Amato has been instrumental in setting up key national programs for women and minorities in computing. She received the 2014 Computing Research Association (CRA) Haberman Award, the inaugural National Center for Women and Information Technology (NCWIT) Harrold/Notkin Research and Graduate Mentoring Award in 2014, the 2013 IEEE HP/Harriet Rigas Award, and Texas A&M Association of Former Students university-level awards for teaching (2011) and research (2018). She has also received a National Science Foundation CAREER Award.

She has graduated 23 doctoral students, with most going on to careers in academia, government or industry research labs, and the rest going to industry or postdoctoral studies.
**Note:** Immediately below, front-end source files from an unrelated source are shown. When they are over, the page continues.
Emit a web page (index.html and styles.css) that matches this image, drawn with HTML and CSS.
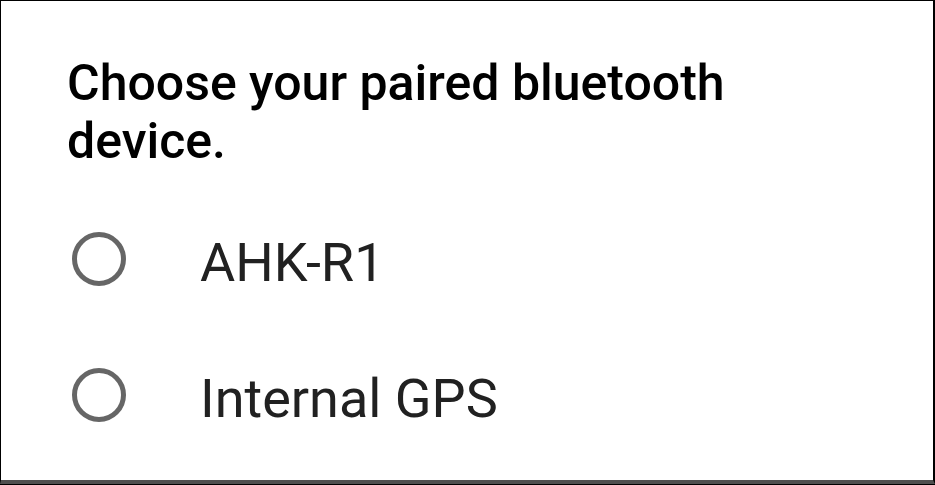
FILE: index.html
```html
<!DOCTYPE html>
<html>
<head>
<meta charset="utf-8">
<link rel="stylesheet" href="styles.css">
</head>
<body>
<div class="frame">
  <div class="dialog">
    <h1 class="title">Choose your paired bluetooth device.</h1>
    <div class="options">
      <label class="option">
        <span class="radio"></span>
        <span class="label">AHK-R1</span>
      </label>
      <label class="option">
        <span class="radio"></span>
        <span class="label">Internal GPS</span>
      </label>
    </div>
  </div>
</div>
</body>
</html>
```
FILE: styles.css
```css
html, body {
  margin: 0;
  padding: 0;
  background: #ffffff;
}
.frame {
  width: 935px;
  height: 485px;
  box-sizing: border-box;
  border-bottom: 1px solid #000;
}
.dialog {
  height: 484px;
  box-sizing: border-box;
  border-top: 1px solid #000;
  border-left: 1px solid #000;
  border-right: 2px solid #000;
  border-bottom: 4px solid #4f4f4f;
  background: #fff;
  padding: 53px 0 0 66px;
  font-family: Roboto, "Noto Sans", sans-serif;
}
.title {
  margin: 0;
  width: 760px;
  font-size: 50px;
  font-weight: 500;
  line-height: normal;
  color: #000;
}
.options {
  display: flex;
  flex-direction: column;
  margin-top: 21px;
}
.option {
  display: flex;
  align-items: center;
  height: 136px;
}
.radio {
  width: 54px;
  height: 54px;
  box-sizing: border-box;
  border: 5px solid #666;
  border-radius: 50%;
  margin-left: 5px;
  flex: none;
}
.label {
  margin-left: 74px;
  margin-top: 6px;
  font-size: 54px;
  font-weight: 400;
  line-height: normal;
  color: #212121;
}
```
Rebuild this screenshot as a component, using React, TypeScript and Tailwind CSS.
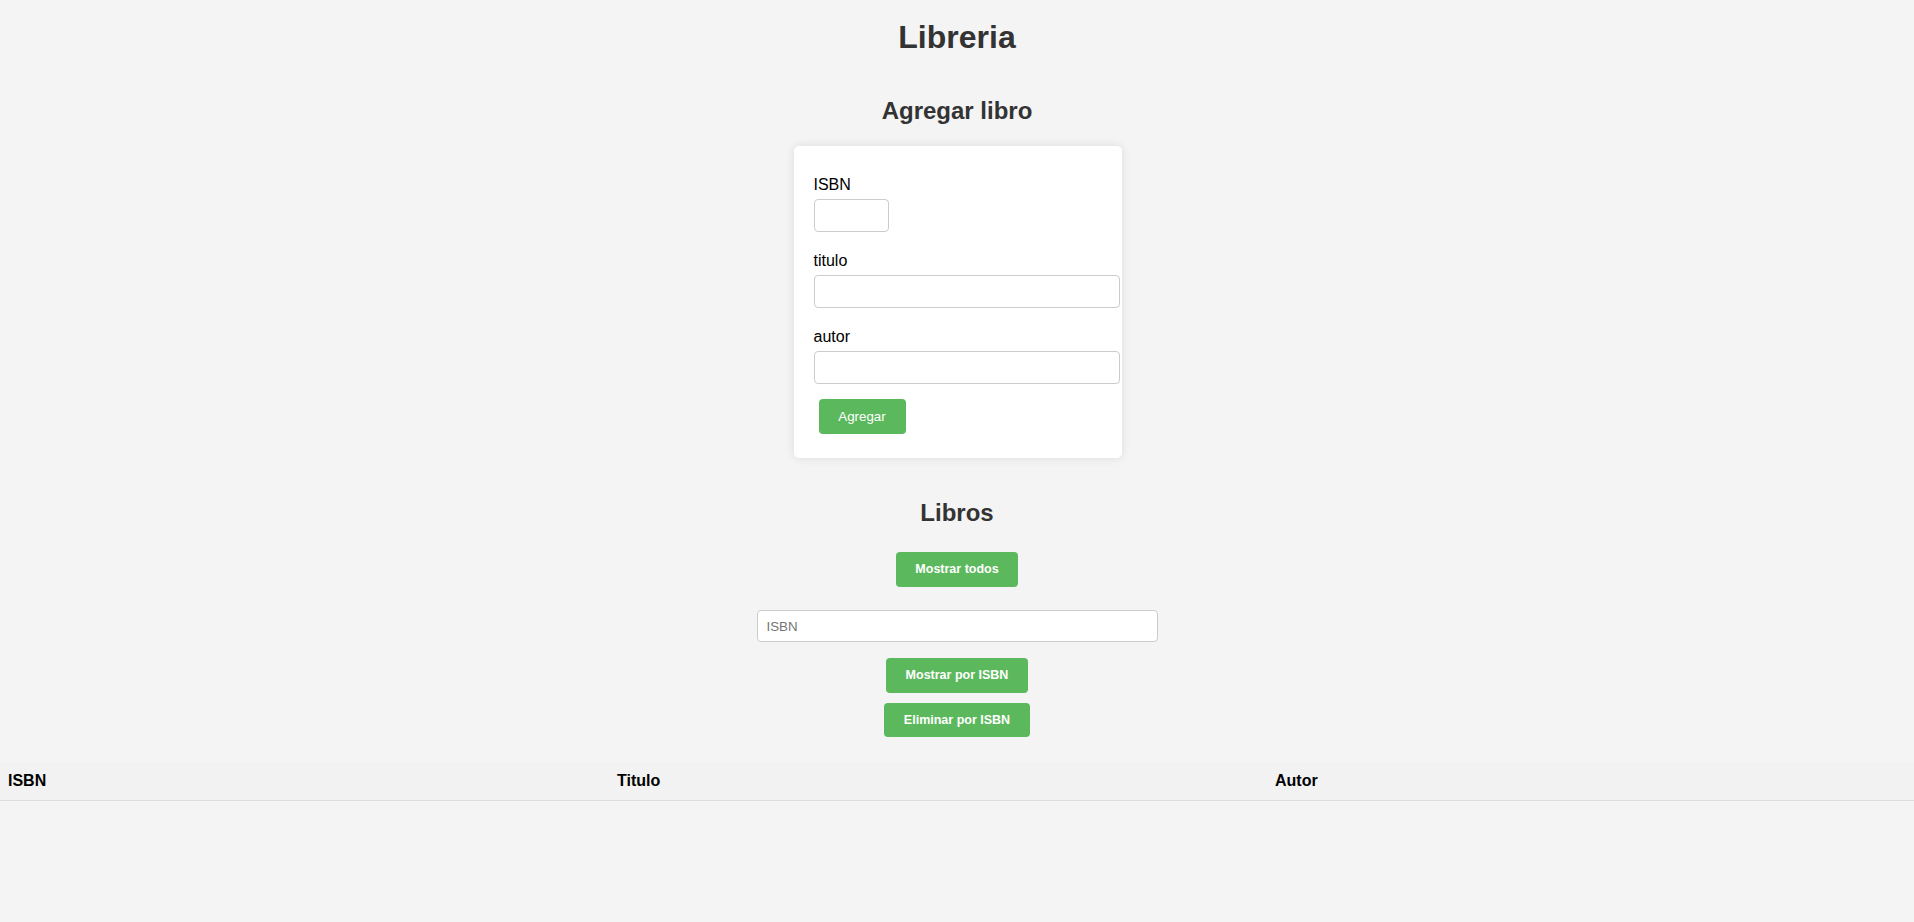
import React from "react";

export default function App() {
  const font = { fontFamily: '"Liberation Sans", Arial, Helvetica, sans-serif' };
  return (
    <div className="min-h-[922px] w-full bg-[#f4f4f4]" style={font}>
      <div className="flex flex-col items-center pt-[19px]">
        <h1 className="text-[32px] leading-[37px] font-bold text-[#333]">Libreria</h1>
        <h2 className="mt-[41px] text-[24px] leading-[28px] font-bold text-[#333]">Agregar libro</h2>

        <div className="mt-[21px] ml-[1px] w-[328px] rounded-[5px] bg-white px-5 pt-[30px] pb-[24px] shadow-[0_0_10px_rgba(0,0,0,0.1)]">
          <div className="flex flex-col">
            <label className="mb-[5px] text-[16px] leading-[18px] text-black">ISBN</label>
            <input className="box-border h-[33px] w-[75px] rounded-[4px] border border-[#ccc] px-2 text-[13.33px] outline-none" />
          </div>
          <div className="mt-5 flex flex-col">
            <label className="mb-[5px] text-[16px] leading-[18px] text-black">titulo</label>
            <input className="box-border h-[33px] w-[306px] rounded-[4px] border border-[#ccc] px-2 text-[13.33px] outline-none" />
          </div>
          <div className="mt-5 flex flex-col">
            <label className="mb-[5px] text-[16px] leading-[18px] text-black">autor</label>
            <input className="box-border h-[33px] w-[306px] rounded-[4px] border border-[#ccc] px-2 text-[13.33px] outline-none" />
          </div>
          <button className="ml-[5px] mt-[15px] flex h-[35px] w-[87px] items-center justify-center rounded-[4px] bg-[#5cb85c] text-[13.33px] text-white">
            Agregar
          </button>
        </div>

        <h2 className="mt-[41px] text-[24px] leading-[28px] font-bold text-[#333]">Libros</h2>

        <button className="mt-[25px] flex h-[35px] w-[122px] items-center justify-center rounded-[4px] bg-[#5cb85c] text-[12.5px] font-bold text-white">
          Mostrar todos
        </button>

        <input
          placeholder="ISBN"
          className="mt-[23px] box-border h-[32px] w-[401px] rounded-[4px] border border-[#ccc] bg-white px-[9px] text-[13.33px] text-black outline-none placeholder:text-[#757575]"
        />

        <button className="mt-[16px] flex h-[35px] w-[142px] items-center justify-center rounded-[4px] bg-[#5cb85c] text-[12.5px] font-bold text-white">
          Mostrar por ISBN
        </button>
        <button className="mt-[10px] flex h-[34px] w-[146px] items-center justify-center rounded-[4px] bg-[#5cb85c] text-[12.5px] font-bold text-white">
          Eliminar por ISBN
        </button>
      </div>

      <div className="mt-[25px] w-full">
        <div className="grid h-[39px] grid-cols-[609px_658px_1fr] items-center border-b border-[#ddd] bg-[#f2f2f2] text-[16px] font-bold text-black">
          <div className="px-2">ISBN</div>
          <div className="px-2">Titulo</div>
          <div className="px-2">Autor</div>
        </div>
      </div>
    </div>
  );
}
She was program chair for the 2015 IEEE International Conference on Robotics and Automation and for Robotics: Science and Systems in 2016. She is an elected member of the CRA board of directors (2014-2020), currently serves as vice president for member activities for the IEEE Robotics and Automation Society (RAS), was twice elected as a member of the RAS AdCom, was co-chair of the Committee on the Status of Women in Computing Research (CRA-W) from 2014-2017, and was co-chair of the NCWIT Academic Alliance from 2009-2011.

The Association for the Advancement of Artificial Intelligence, formerly the American Association for Artificial Intelligence, is a nonprofit scientific society devoted to advancing the scientific understanding of the mechanisms underlying thought and intelligent behavior and their embodiment in machines. AAAI aims to promote artificial intelligence research. The organization also aims increase the public understanding of artificial intelligence, improve the teaching and training of artificial intelligence practitioners, and provide guidance for research planners and funders in respect to the current developments and future directions of the area of study.